Aqui está colocada a diferenciação que Hobbes começa estabelecer, colocando como antecedentes das ações as paixões, são os apetites e os medos que nos levam a ação, e não a razão. Um dos pressupostos do seu tempo é que os agentes verdadeiramente livres agiam em conformidade à razão em oposição ao apetite ou à paixão.
“Lorde Otaviano prossegue afirmando que, na organização da vida cívica, é fundamental que o apetite seja controlado pela razão, pois, de outro modo, o resultado não será a liberdade civil, mas simplesmente a vida licenciosa e desordeira do povo” (p. 46)
Hobbes caminha em outra direção realmente neste ponto, ele escreve até quando se diz que um agente age de acordo com sua vontade é o mesmo que dizer que foi levado a agir de acordo com seus apetites, porque o apetite e a vontade nos homens e nos animais são a mesma coisa - (p.51).

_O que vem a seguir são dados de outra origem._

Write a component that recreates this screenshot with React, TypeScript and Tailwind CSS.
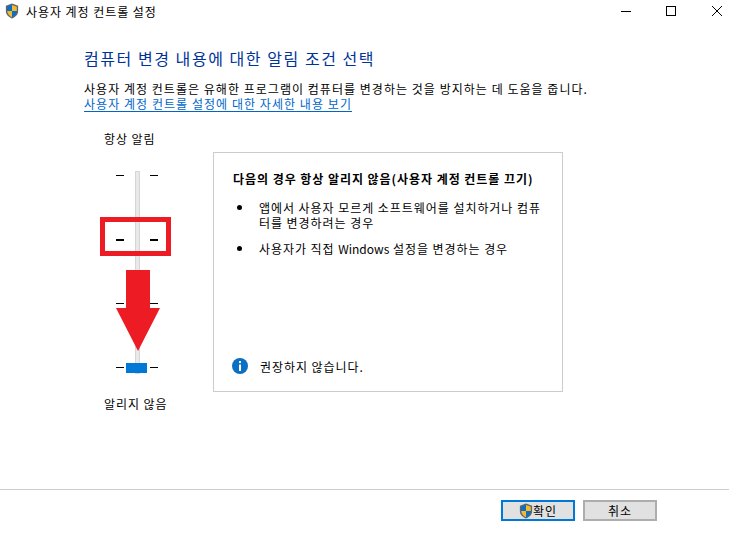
const FONT = "font-['Noto_Sans_CJK_KR',sans-serif]";

function Shield({ className }: { className: string }) {
  return (
    <svg viewBox="0 0 16 18" className={className}>
      <path d="M8 .5 L15 3 V9 C15 13.5 11.5 16 8 17.5 C4.5 16 1 13.5 1 9 V3 Z" fill="#5c6670" />
      <path d="M8 2 L2.5 4 V9 H8 Z" fill="#0b6fc4" />
      <path d="M8 2 L13.5 4 V9 H8 Z" fill="#f7b92c" />
      <path d="M2.5 9 H8 V16 C5 14.7 2.7 12.6 2.5 9 Z" fill="#f7b92c" />
      <path d="M13.5 9 H8 V16 C11 14.7 13.3 12.6 13.5 9 Z" fill="#0b6fc4" />
    </svg>
  );
}

function WindowControls() {
  return (
    <div className="flex items-center">
      <svg width="10" height="10" viewBox="0 0 10 10" className="mr-[35px]">
        <path d="M0 5.5 H10" stroke="#000" strokeWidth="1" />
      </svg>
      <svg width="10" height="10" viewBox="0 0 10 10" className="mr-[36px]">
        <rect x=".5" y=".5" width="9" height="9" fill="none" stroke="#000" strokeWidth="1" />
      </svg>
      <svg width="10" height="10" viewBox="0 0 10 10">
        <path d="M0 0 L10 10 M10 0 L0 10" stroke="#000" strokeWidth="1" />
      </svg>
    </div>
  );
}

function TickRow({ bold, thumb }: { bold?: boolean; thumb?: boolean }) {
  const tick = bold ? 'h-[2px] w-[8px] bg-black' : 'h-px w-[8px] bg-black';
  return (
    <div className="relative flex w-[42px] items-center justify-between">
      <div className={tick} />
      {thumb && <div className="absolute left-[10px] top-[-4px] h-[10px] w-[21px] bg-[#0078d7]" />}
      <div className={tick} />
    </div>
  );
}

function Slider() {
  return (
    <div className="relative flex h-[204px] w-[42px] flex-col justify-between pt-[5px] pb-[6px]">
      <div className="absolute left-[19px] top-[1px] h-[203px] w-[5px] border border-[#d6d6d6] bg-[#e7eae9]" />
      <TickRow />
      <TickRow bold />
      <TickRow />
      <TickRow thumb />
      {/* annotation drawn over the screenshot */}
      <div className="absolute left-[-16px] top-[47px] h-[39px] w-[71px] border-[5px] border-[#ed1c24]" />
      <svg width="44" height="82" viewBox="0 0 44 82" className="absolute left-[0px] top-[100px]">
        <path d="M10 0 H34 V38 H44 L22 81 L0 38 H10 Z" fill="#ed1c24" />
      </svg>
    </div>
  );
}

export default function App() {
  return (
    <div className={`${FONT} flex h-[544px] w-[729px] flex-col bg-white text-[12px] leading-[15px] tracking-[0.95px] text-black`}>
      <div className="flex h-[22px] items-center justify-between pl-[5px] pr-[7px]">
        <div className="flex items-center gap-[7px]">
          <Shield className="h-[16px] w-[14px]" />
          <span>사용자 계정 컨트롤 설정</span>
        </div>
        <WindowControls />
      </div>

      <div className="flex flex-1 flex-col pl-[84px]">
        <h1 className="mt-[25px] text-[16px] font-normal leading-[22px] tracking-[1.55px] text-[#003399]">
          컴퓨터 변경 내용에 대한 알림 조건 선택
        </h1>
        <p className="mt-[12px] tracking-[1.03px]">사용자 계정 컨트롤은 유해한 프로그램이 컴퓨터를 변경하는 것을 방지하는 데 도움을 줍니다.</p>
        <a className="w-fit border-b border-[#0066cc] tracking-[1.05px] text-[#0066cc]">사용자 계정 컨트롤 설정에 대한 자세한 내용 보기</a>

        <div className="flex">
          <div className="mt-[19px] flex w-[129px] flex-col pl-[20px]">
            <span>항상 알림</span>
            <div className="ml-[12px] mt-[24px]">
              <Slider />
            </div>
            <span className="mt-[22px]">알리지 않음</span>
          </div>

          <div className="mt-[40px] flex h-[240px] w-[350px] flex-col border border-[#cccccc] pl-[19px] pr-[19px] pt-[18px]">
            <h2 className="font-bold">다음의 경우 항상 알리지 않음(사용자 계정 컨트롤 끄기)</h2>
            <ul className="mt-[14px] flex flex-col gap-[11px]">
              <li className="flex">
                <span className="mt-[5px] h-[5px] w-[5px] shrink-0 rounded-full bg-black ml-[4px]" />
                <span className="ml-[17px] w-[290px] break-all">앱에서 사용자 모르게 소프트웨어를 설치하거나 컴퓨터를 변경하려는 경우</span>
              </li>
              <li className="flex">
                <span className="mt-[5px] h-[5px] w-[5px] shrink-0 rounded-full bg-black ml-[4px]" />
                <span className="ml-[17px]">
                  사용자가 직접 <span className="tracking-normal">Windows</span> 설정을 변경하는 경우
                </span>
              </li>
            </ul>
            <div className="-ml-[1px] mb-[17px] mt-auto flex items-center gap-[12px]">
              <svg width="16" height="16" viewBox="0 0 16 16">
                <circle cx="8" cy="8" r="8" fill="#0b6fc4" />
                <rect x="7" y="3" width="2" height="2" fill="#fff" />
                <rect x="7" y="6.5" width="2" height="6.5" fill="#fff" />
              </svg>
              <span>권장하지 않습니다.</span>
            </div>
          </div>
        </div>
      </div>

      <div className="flex h-[55px] justify-end gap-[8px] border-t border-[#cccccc] pr-[72px] pt-[10px]">
        <button className="flex h-[21px] w-[74px] items-center justify-center border-2 border-[#0078d7] bg-[#e1e1e1]">
          <Shield className="h-[16px] w-[14px]" />
          <span>확인</span>
        </button>
        <button className="flex h-[21px] w-[74px] items-center justify-center border-2 border-[#adadad] bg-[#e1e1e1]">
          취소
        </button>
      </div>
    </div>
  );
}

O estado de natureza era um estado de liberdade irrepreensível, onde todos possuem liberdade natural. Segundo Skinner, ele não define liberdade em termos negativos, como ausência de obrigação, em termos estritos, ele nunca chega a definir o que é liberdade natural, quando a descreve, usa termos positivos, como o estado de usar nosso poder e habilidades naturais. Hobbes desafia o pensamento de sua época, ao relacionar a liberdade natural com direito natural:
“nota que a necessidade natural nos compele a querer e desejar o que é bom para nós, e acima de tudo a procurar preservar a nós mesmos. Recentemente, houve uma tentativa de nos dissuadir de que Hobbes não acolhe essa concepção da natureza humana centrada na preservação” (p. 52)
O princípio fundamental de Hobbes não é que os homens procuram sempre se preservar da morte, mas que tem direito a isto. Tudo que não é contra a razão, é jus ou direito. Com esta elocução, Hobbes, no entender de Skinner, torce de tal maneira a doutrina escolástica, que chega a surpreendente conclusão de que a liberdade de usar nossos próprios poderes e habilidades naturais deve, portanto, equivaler ao direito natural e preservar-nos em todas as circunstâncias. Deste modo, podemos julgar por nós mesmos as ações necessárias específicas para preservar-nos da dor e da morte.
Quentin Skinner faz um contraste entre Fernando Vasquez e Hobbes:
“Vasquez começar reafirmando o propósito de Cícero segundo o qual as sementes naturais da virtude estão implantadas dentro de nós e a natureza nos impele a levar a uma vida feliz. Por causa dessas tendências virtuosas, prossegue Vasquez, a era primitiva teria sido de liberdade comum, que somente teria chegado ao fim quando o instinto de dominação do homem tornou necessário, para proteger o fraco, o estabelecimento de regimes principescos. Para Hobbes, ao contrário, é a nossa liberdade natural que constitui o principal e imediato obstáculo à nossa obtenção de qualquer uma das coisas que queremos da vida. Ele não apenas insiste em que nossa liberdade é de pouco uso e benefício para nós, prossegue argumentando, na mais forte oposição possível em relação à ortodoxia prevalecente, que quem quer que deseje viver em um estado tal, como sendo o estado da liberdade e de direitos de todos com todos, se contradiz a si mesmo”. (p.55)
Para Hobbes, a nossa razão nos leva a procurar a paz, dado que nosso principal desejo constitui-se em desfrutar os ornamentos e confortos que por meio dela, a sociedade é capaz de inventar e procura. Contudo, o problema é que se a paz é a nossa necessidade, quando somos confrontados, a guerra parece ser o nosso destino natural.
Há um ataque frontal a posição aristotélica de que o homem é um ser naturalmente social, o paradoxo desesperado no qual se funda a teoria política de Hobbes é que o maior inimigo da natureza humana é a própria natureza humana.
Então, somente quando abrimos mão de nossa liberdade natural é que podemos alcançar paz. Se a liberdade consiste no direito de agir inteiramente de acordo com nossa vontade e poderes, embora, tenhamos este direito, estamos muito longe de ter o poder de exercer a liberdade natural em qualquer grande amplitude.
De todas as convenções que estabelecemos, a mais importante é o que restringe nossa liberdade natural ao sujeitar-nos aos imperativos da lei e do governo. Tornar-se um súdito, como está no cap. 19 do Elementos... , é a pessoa pactuar a própria submissão a um soberano assinalando sua vontade de renunciar a seu direito de resistência.
Hobbes estabelece o corpo político- uma multidão de homens unidos como uma única pessoa, por um poder comum, para sua paz, defesa e benefício comuns.
Quando estabelecemos tal, abrimos mão da liberdade característica do estado de natureza, toda liberdade remanescente refletirá simplesmente o fato de que nenhuma lei foi imposta para limitar seu exercício. Aquilo que gozamos agora é a nada mais do que a liberdade que a lei nos deixa.
Hobbes retira toda qualquer diferenciação que poderia haver entre um estado monárquico ou republicano, nesta questão.